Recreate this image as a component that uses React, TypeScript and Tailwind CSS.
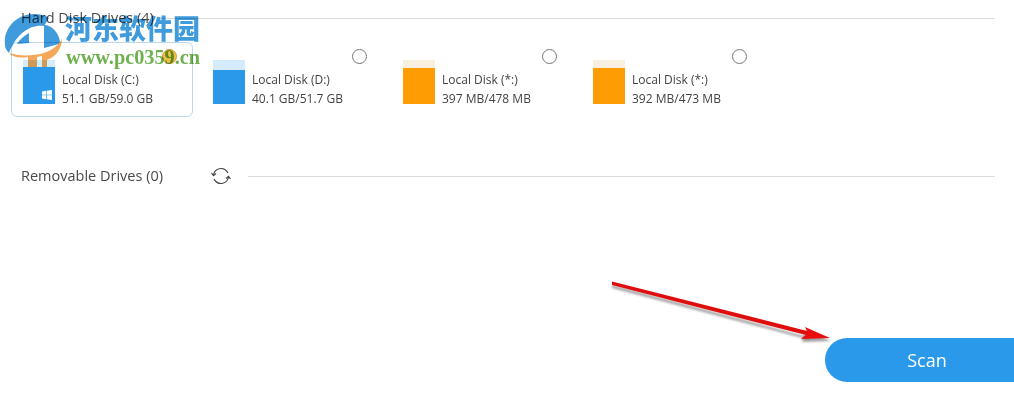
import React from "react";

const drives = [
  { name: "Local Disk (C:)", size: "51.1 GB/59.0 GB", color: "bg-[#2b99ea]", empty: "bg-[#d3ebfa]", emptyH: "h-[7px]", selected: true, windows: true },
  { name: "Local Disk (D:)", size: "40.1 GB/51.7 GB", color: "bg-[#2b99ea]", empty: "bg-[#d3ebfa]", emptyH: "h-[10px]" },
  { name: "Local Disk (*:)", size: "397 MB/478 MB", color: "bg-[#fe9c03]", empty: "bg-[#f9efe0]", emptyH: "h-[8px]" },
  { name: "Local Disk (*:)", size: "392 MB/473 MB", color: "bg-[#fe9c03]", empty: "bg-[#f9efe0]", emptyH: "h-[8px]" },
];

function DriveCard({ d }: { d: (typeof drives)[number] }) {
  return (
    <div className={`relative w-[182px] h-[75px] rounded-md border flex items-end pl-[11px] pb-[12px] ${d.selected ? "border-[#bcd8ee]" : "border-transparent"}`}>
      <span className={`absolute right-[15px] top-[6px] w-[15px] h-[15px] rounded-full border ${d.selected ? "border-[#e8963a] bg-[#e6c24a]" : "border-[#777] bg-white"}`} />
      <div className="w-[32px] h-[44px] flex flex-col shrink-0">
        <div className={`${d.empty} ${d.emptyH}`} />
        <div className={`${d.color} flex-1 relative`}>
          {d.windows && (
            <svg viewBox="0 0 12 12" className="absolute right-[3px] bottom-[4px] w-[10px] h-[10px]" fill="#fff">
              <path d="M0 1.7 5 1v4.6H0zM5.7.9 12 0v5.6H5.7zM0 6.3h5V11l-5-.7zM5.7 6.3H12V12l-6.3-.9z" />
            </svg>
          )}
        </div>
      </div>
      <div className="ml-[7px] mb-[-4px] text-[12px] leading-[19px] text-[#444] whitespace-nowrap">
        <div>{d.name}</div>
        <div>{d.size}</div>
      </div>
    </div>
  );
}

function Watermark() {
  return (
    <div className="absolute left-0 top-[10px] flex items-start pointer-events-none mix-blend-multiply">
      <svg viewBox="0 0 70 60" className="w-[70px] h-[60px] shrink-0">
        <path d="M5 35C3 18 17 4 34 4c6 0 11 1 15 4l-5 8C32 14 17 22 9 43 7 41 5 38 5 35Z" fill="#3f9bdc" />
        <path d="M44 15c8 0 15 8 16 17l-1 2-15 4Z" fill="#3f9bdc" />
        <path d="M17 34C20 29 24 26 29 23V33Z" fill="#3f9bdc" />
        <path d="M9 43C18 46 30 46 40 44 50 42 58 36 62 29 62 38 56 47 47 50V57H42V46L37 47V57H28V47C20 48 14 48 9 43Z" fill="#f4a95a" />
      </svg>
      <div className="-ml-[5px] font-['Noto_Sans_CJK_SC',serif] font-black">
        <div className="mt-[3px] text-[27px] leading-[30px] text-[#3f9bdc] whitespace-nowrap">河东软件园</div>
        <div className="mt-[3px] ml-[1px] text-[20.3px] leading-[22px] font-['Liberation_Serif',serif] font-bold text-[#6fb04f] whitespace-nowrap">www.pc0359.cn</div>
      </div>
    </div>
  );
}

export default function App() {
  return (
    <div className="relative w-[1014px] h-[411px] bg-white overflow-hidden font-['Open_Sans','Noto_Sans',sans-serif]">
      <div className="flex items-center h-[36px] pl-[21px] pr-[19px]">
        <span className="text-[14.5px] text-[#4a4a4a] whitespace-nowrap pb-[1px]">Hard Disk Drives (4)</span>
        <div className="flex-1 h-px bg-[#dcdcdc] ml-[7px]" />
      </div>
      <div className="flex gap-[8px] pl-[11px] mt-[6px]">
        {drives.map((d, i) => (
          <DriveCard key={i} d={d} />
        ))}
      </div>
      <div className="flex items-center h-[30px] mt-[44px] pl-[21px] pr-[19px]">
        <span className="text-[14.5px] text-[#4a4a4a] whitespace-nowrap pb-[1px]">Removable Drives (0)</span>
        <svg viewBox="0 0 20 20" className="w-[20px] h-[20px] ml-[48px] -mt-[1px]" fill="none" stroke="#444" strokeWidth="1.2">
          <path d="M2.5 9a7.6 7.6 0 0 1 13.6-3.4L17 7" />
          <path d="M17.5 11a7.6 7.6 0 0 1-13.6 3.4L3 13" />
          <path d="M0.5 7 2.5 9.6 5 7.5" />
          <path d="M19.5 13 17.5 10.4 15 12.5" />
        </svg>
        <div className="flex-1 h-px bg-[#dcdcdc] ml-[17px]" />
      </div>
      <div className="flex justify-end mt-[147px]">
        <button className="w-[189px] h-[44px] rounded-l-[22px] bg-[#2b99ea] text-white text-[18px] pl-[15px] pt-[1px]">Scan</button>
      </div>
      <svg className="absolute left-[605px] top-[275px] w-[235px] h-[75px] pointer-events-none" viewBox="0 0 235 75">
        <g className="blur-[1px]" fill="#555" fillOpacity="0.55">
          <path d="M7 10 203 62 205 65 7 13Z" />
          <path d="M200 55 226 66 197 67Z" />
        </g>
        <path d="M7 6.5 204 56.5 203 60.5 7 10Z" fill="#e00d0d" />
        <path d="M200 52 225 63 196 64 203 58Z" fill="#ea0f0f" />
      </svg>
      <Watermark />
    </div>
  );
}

Written exercise:
Count every line of the material above that holds the string "React", then state only the total.

Result of this task:
2